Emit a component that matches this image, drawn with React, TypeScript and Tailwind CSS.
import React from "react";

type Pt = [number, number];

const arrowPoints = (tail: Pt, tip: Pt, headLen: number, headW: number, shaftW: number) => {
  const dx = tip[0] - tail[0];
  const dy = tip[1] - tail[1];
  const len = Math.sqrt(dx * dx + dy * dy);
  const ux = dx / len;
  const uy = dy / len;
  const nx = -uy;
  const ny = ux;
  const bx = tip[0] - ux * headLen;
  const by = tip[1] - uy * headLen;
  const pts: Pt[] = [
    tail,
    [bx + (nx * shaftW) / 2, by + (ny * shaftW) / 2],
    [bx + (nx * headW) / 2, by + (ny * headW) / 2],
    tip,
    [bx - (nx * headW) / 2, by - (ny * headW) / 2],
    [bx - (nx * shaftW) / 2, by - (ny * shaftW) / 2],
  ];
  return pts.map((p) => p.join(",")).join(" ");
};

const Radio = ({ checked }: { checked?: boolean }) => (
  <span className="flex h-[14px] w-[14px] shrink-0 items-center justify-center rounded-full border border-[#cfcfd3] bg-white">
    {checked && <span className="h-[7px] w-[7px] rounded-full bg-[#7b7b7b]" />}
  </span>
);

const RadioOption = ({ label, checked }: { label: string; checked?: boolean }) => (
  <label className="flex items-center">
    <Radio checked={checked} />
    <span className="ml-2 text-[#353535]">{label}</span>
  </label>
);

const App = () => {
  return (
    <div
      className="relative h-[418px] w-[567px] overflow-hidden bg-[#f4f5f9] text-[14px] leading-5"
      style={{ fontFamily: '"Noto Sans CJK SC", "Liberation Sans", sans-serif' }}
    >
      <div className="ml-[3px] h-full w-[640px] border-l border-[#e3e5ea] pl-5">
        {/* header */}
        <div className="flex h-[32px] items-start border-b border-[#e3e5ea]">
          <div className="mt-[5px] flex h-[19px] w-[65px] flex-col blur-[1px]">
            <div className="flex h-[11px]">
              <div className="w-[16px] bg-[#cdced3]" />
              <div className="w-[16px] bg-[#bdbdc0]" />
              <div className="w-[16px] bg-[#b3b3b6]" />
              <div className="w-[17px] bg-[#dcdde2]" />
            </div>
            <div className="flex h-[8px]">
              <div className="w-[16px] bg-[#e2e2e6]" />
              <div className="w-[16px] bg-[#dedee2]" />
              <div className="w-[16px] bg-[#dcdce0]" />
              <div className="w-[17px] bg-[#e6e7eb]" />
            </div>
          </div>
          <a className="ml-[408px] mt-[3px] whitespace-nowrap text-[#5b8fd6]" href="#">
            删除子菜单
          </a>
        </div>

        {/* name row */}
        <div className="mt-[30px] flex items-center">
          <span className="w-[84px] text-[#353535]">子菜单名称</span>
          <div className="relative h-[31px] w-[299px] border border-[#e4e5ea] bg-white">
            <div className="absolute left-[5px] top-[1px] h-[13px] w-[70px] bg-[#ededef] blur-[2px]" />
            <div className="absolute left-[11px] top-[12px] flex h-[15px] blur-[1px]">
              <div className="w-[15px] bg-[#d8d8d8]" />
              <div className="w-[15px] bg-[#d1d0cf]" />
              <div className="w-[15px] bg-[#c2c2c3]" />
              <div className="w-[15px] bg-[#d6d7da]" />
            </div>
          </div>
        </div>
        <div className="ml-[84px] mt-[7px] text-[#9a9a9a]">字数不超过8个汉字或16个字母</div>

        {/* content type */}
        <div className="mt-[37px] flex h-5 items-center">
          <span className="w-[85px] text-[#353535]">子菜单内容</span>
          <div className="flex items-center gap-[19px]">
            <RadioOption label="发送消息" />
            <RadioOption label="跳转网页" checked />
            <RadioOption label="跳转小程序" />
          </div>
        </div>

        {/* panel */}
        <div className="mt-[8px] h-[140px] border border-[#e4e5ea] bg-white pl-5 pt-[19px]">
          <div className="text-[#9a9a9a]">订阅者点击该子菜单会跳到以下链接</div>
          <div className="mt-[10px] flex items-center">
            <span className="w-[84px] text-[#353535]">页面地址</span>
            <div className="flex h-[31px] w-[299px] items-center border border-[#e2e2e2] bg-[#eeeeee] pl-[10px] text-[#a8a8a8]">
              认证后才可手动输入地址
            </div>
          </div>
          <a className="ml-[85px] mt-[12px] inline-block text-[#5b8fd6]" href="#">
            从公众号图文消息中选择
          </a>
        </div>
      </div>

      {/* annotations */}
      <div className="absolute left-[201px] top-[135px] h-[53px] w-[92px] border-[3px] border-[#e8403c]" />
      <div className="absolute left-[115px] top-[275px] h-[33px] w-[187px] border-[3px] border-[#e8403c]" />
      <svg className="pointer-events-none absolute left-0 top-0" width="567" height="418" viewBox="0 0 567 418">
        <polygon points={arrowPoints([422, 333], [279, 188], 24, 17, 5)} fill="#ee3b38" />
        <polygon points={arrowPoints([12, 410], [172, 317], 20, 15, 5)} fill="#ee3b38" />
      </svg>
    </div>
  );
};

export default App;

::::

DIRECTION:
Reproduce the listing shown above in its entirety, exactly.

ANSWER TO THE EXERCISE:
Emit a component that matches this image, drawn with React, TypeScript and Tailwind CSS.
import React from "react";

type Pt = [number, number];

const arrowPoints = (tail: Pt, tip: Pt, headLen: number, headW: number, shaftW: number) => {
  const dx = tip[0] - tail[0];
  const dy = tip[1] - tail[1];
  const len = Math.sqrt(dx * dx + dy * dy);
  const ux = dx / len;
  const uy = dy / len;
  const nx = -uy;
  const ny = ux;
  const bx = tip[0] - ux * headLen;
  const by = tip[1] - uy * headLen;
  const pts: Pt[] = [
    tail,
    [bx + (nx * shaftW) / 2, by + (ny * shaftW) / 2],
    [bx + (nx * headW) / 2, by + (ny * headW) / 2],
    tip,
    [bx - (nx * headW) / 2, by - (ny * headW) / 2],
    [bx - (nx * shaftW) / 2, by - (ny * shaftW) / 2],
  ];
  return pts.map((p) => p.join(",")).join(" ");
};

const Radio = ({ checked }: { checked?: boolean }) => (
  <span className="flex h-[14px] w-[14px] shrink-0 items-center justify-center rounded-full border border-[#cfcfd3] bg-white">
    {checked && <span className="h-[7px] w-[7px] rounded-full bg-[#7b7b7b]" />}
  </span>
);

const RadioOption = ({ label, checked }: { label: string; checked?: boolean }) => (
  <label className="flex items-center">
    <Radio checked={checked} />
    <span className="ml-2 text-[#353535]">{label}</span>
  </label>
);

const App = () => {
  return (
    <div
      className="relative h-[418px] w-[567px] overflow-hidden bg-[#f4f5f9] text-[14px] leading-5"
      style={{ fontFamily: '"Noto Sans CJK SC", "Liberation Sans", sans-serif' }}
    >
      <div className="ml-[3px] h-full w-[640px] border-l border-[#e3e5ea] pl-5">
        {/* header */}
        <div className="flex h-[32px] items-start border-b border-[#e3e5ea]">
          <div className="mt-[5px] flex h-[19px] w-[65px] flex-col blur-[1px]">
            <div className="flex h-[11px]">
              <div className="w-[16px] bg-[#cdced3]" />
              <div className="w-[16px] bg-[#bdbdc0]" />
              <div className="w-[16px] bg-[#b3b3b6]" />
              <div className="w-[17px] bg-[#dcdde2]" />
            </div>
            <div className="flex h-[8px]">
              <div className="w-[16px] bg-[#e2e2e6]" />
              <div className="w-[16px] bg-[#dedee2]" />
              <div className="w-[16px] bg-[#dcdce0]" />
              <div className="w-[17px] bg-[#e6e7eb]" />
            </div>
          </div>
          <a className="ml-[408px] mt-[3px] whitespace-nowrap text-[#5b8fd6]" href="#">
            删除子菜单
          </a>
        </div>

        {/* name row */}
        <div className="mt-[30px] flex items-center">
          <span className="w-[84px] text-[#353535]">子菜单名称</span>
          <div className="relative h-[31px] w-[299px] border border-[#e4e5ea] bg-white">
            <div className="absolute left-[5px] top-[1px] h-[13px] w-[70px] bg-[#ededef] blur-[2px]" />
            <div className="absolute left-[11px] top-[12px] flex h-[15px] blur-[1px]">
              <div className="w-[15px] bg-[#d8d8d8]" />
              <div className="w-[15px] bg-[#d1d0cf]" />
              <div className="w-[15px] bg-[#c2c2c3]" />
              <div className="w-[15px] bg-[#d6d7da]" />
            </div>
          </div>
        </div>
        <div className="ml-[84px] mt-[7px] text-[#9a9a9a]">字数不超过8个汉字或16个字母</div>

        {/* content type */}
        <div className="mt-[37px] flex h-5 items-center">
          <span className="w-[85px] text-[#353535]">子菜单内容</span>
          <div className="flex items-center gap-[19px]">
            <RadioOption label="发送消息" />
            <RadioOption label="跳转网页" checked />
            <RadioOption label="跳转小程序" />
          </div>
        </div>

        {/* panel */}
        <div className="mt-[8px] h-[140px] border border-[#e4e5ea] bg-white pl-5 pt-[19px]">
          <div className="text-[#9a9a9a]">订阅者点击该子菜单会跳到以下链接</div>
          <div className="mt-[10px] flex items-center">
            <span className="w-[84px] text-[#353535]">页面地址</span>
            <div className="flex h-[31px] w-[299px] items-center border border-[#e2e2e2] bg-[#eeeeee] pl-[10px] text-[#a8a8a8]">
              认证后才可手动输入地址
            </div>
          </div>
          <a className="ml-[85px] mt-[12px] inline-block text-[#5b8fd6]" href="#">
            从公众号图文消息中选择
          </a>
        </div>
      </div>

      {/* annotations */}
      <div className="absolute left-[201px] top-[135px] h-[53px] w-[92px] border-[3px] border-[#e8403c]" />
      <div className="absolute left-[115px] top-[275px] h-[33px] w-[187px] border-[3px] border-[#e8403c]" />
      <svg className="pointer-events-none absolute left-0 top-0" width="567" height="418" viewBox="0 0 567 418">
        <polygon points={arrowPoints([422, 333], [279, 188], 24, 17, 5)} fill="#ee3b38" />
        <polygon points={arrowPoints([12, 410], [172, 317], 20, 15, 5)} fill="#ee3b38" />
      </svg>
    </div>
  );
};

export default App;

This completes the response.